Think of your spices like coffee beans or perfume: keep them cool, sealed, and out of the spotlight.
“Light and heat are the natural enemies of aroma,” a spice blender told me once, tapping a jar of coriander. “Protect the scent, you protect the flavor.”
- Store spices in a dark drawer or closed cabinet away from the oven.
- Use airtight jars, and choose smaller sizes you’ll finish in 6–12 months.
- Open jars away from steam; use a dry spoon, then close promptly.
- Label purchase dates and rotate the front row to the back monthly.
- Whole spices last longer; grind small amounts as you need them.
Rethink the door, rescue the flavor
Once you see the pantry door as a flavor vampire, you can’t unsee it. Pull those jars out of the swing zone and give them a quiet home, and suddenly your weeknight sauté smells like it got promoted. You can almost hear the jars exhale when the kitchen goes cool and dim. You don’t need fancy containers or an influencer’s pantry; you just need to stop the daily blast of light and heat.
The test is simple: rub a pinch between your fingers and breathe in. If the scent sits down instead of standing up, your storage is giving you away. Move them, shrink them, seal them, and watch your food go from fine to where-did-that-come-from. The fix is small, the impact is big, and it feels oddly satisfying-like rescuing music from muffled speakers. Don’t store spices on the door.

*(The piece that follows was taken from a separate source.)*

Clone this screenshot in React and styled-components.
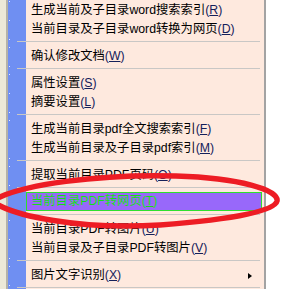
import React from "react";
import styled, { createGlobalStyle } from "styled-components";

const GlobalStyle = createGlobalStyle`
  html, body {
    margin: 0;
    padding: 0;
    background: #ffffff;
    overflow: hidden;
  }
`;

const Screen = styled.div`
  position: relative;
  width: 284px;
  height: 289px;
  display: flex;
  flex-direction: row;
  overflow: hidden;
  background: #ffffff;
`;

const Desktop = styled.div`
  width: 6px;
  flex: none;
  background: #ece9d8;
`;

const Menu = styled.div`
  width: 256px;
  flex: none;
  display: flex;
  flex-direction: column;
  border-left: 2px solid #b4b2a8;
  border-right: 2px solid #a3a3a3;
  background: linear-gradient(to right, #6f8ff2 0, #6f8ff2 18px, #fee9de 18px);
  font-family: "Liberation Sans", "Noto Sans CJK SC", sans-serif;
  font-size: 12.3px;
  color: #000;
`;

const Row = styled.div`
  position: relative;
  height: 19px;
  flex: none;
  display: flex;
  align-items: stretch;
  padding: 0 2px 0 19px;

  &::before {
    content: "";
    position: absolute;
    left: 1px;
    top: 1px;
    width: 1px;
    height: 1px;
    background: #e4eaff;
  }
`;

const Label = styled.div`
  flex: 1;
  display: flex;
  align-items: center;
  justify-content: space-between;
  height: ${(p) => (p.$active ? "16px" : "18px")};
  padding: 0 9px 1px 4px;
  line-height: 16px;
  white-space: nowrap;
  color: ${(p) => (p.$active ? "#16e016" : "#000")};
  background: ${(p) => (p.$active ? "#9868fa" : "transparent")};
  border: 1px solid ${(p) => (p.$active ? "#2ee02e" : "transparent")};
  margin-left: -1px;
`;

const Key = styled.span`
  color: ${(p) => (p.$active ? "#16e016" : "#14205a")};
`;

const Arrow = styled.span`
  width: 0;
  height: 0;
  border-top: 3.5px solid transparent;
  border-bottom: 3.5px solid transparent;
  border-left: 4px solid #000;
  margin-top: 2px;
`;

const Separator = styled.div`
  position: relative;
  height: 8px;
  flex: none;
  display: flex;
  flex-direction: column;
  padding: 3px 4px 0 9px;
  box-sizing: border-box;

  &::before {
    content: "";
    position: absolute;
    left: 1px;
    top: 1px;
    width: 1px;
    height: 1px;
    background: #e4eaff;
  }

  &::after {
    content: "";
    display: block;
    height: 1px;
    background: #c9c7c5;
  }
`;

const Annotation = styled.svg`
  position: absolute;
  left: 0;
  top: 0;
  width: 284px;
  height: 289px;
  pointer-events: none;
`;

const items = [
  { label: "生成当前及子目录word搜索索引", key: "R" },
  { label: "当前目录及子目录word转换为网页", key: "D" },
  "sep",
  { label: "确认修改文档", key: "W" },
  "sep",
  { label: "属性设置", key: "S" },
  { label: "摘要设置", key: "L" },
  "sep",
  { label: "生成当前目录pdf全文搜索索引", key: "F" },
  { label: "生成当前目录及子目录pdf索引", key: "M" },
  "sep",
  { label: "提取当前目录PDF页码", key: "O" },
  "sep",
  { label: "当前目录PDF转网页", key: "T", active: true },
  "sep",
  { label: "当前目录PDF转图片", key: "U" },
  { label: "当前目录及子目录PDF转图片", key: "V" },
  "sep",
  { label: "图片文字识别", key: "X", sub: true },
  "sep",
];

const MenuItem = ({ label, mnemonic, active, sub }) => (
  <Row>
    <Label $active={active}>
      <span>
        {label}
        <Key $active={active}>
          (<u>{mnemonic}</u>)
        </Key>
      </span>
      {sub && <Arrow />}
    </Label>
  </Row>
);

export default function App() {
  return (
    <>
      <GlobalStyle />
      <Screen>
        <Desktop />
        <Menu>
          {items.map((it, i) =>
            it === "sep" ? (
              <Separator key={i} />
            ) : (
              <MenuItem
                key={i}
                label={it.label}
                mnemonic={it.key}
                active={it.active}
                sub={it.sub}
              />
            )
          )}
        </Menu>
        <Annotation viewBox="0 0 284 289">
          <path
            d="M -8 201 C 20 184, 100 174, 176 176 C 240 178, 279 190, 277 201 C 275 210, 240 219, 160 225 C 80 230, 12 216, -8 201 Z"
            fill="none"
            stroke="#ed1c24"
            strokeWidth="5.5"
          />
        </Annotation>
      </Screen>
    </>
  );
}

| Key point | Detail | Why it matters to you |
|---|---|---|
| The hidden habit | Storing spices on the pantry door exposes them to light, heat, moisture, and air each time it swings. | Identifies the quiet reason flavors fade fast. |
| The science | Volatile oils break down through oxidation and light damage; temperature swings “pump” air into jars. | Explains the “why,” not just the warning. |
| The fix | Use a cool, dark drawer or cabinet, airtight small jars, and keep jars away from steam. | Practical steps that boost flavor tonight. |
FAQ
- How long do spices really last? Whole spices often stay potent for 2–3 years; ground spices, about 6–18 months. Freshness depends on storage more than the date on the calendar.
- Is the freezer a good idea for spices? Only if portions are sealed airtight and thawed unopened to prevent condensation. For most kitchens, a cool cabinet is better.
- Are clear glass jars bad? Clear is fine if the jars are kept in the dark. Light is the problem, not the glass itself. Opaque containers add extra protection.
- What’s the quickest way to test a spice? Rub a pinch in your palm. If the aroma doesn’t rise quickly and clearly, it’s time to replace it or repurpose it.
- Whole or ground: which keeps better? Whole spices hold onto their oils longer. Grind small batches as needed for a fresher pop in the pan.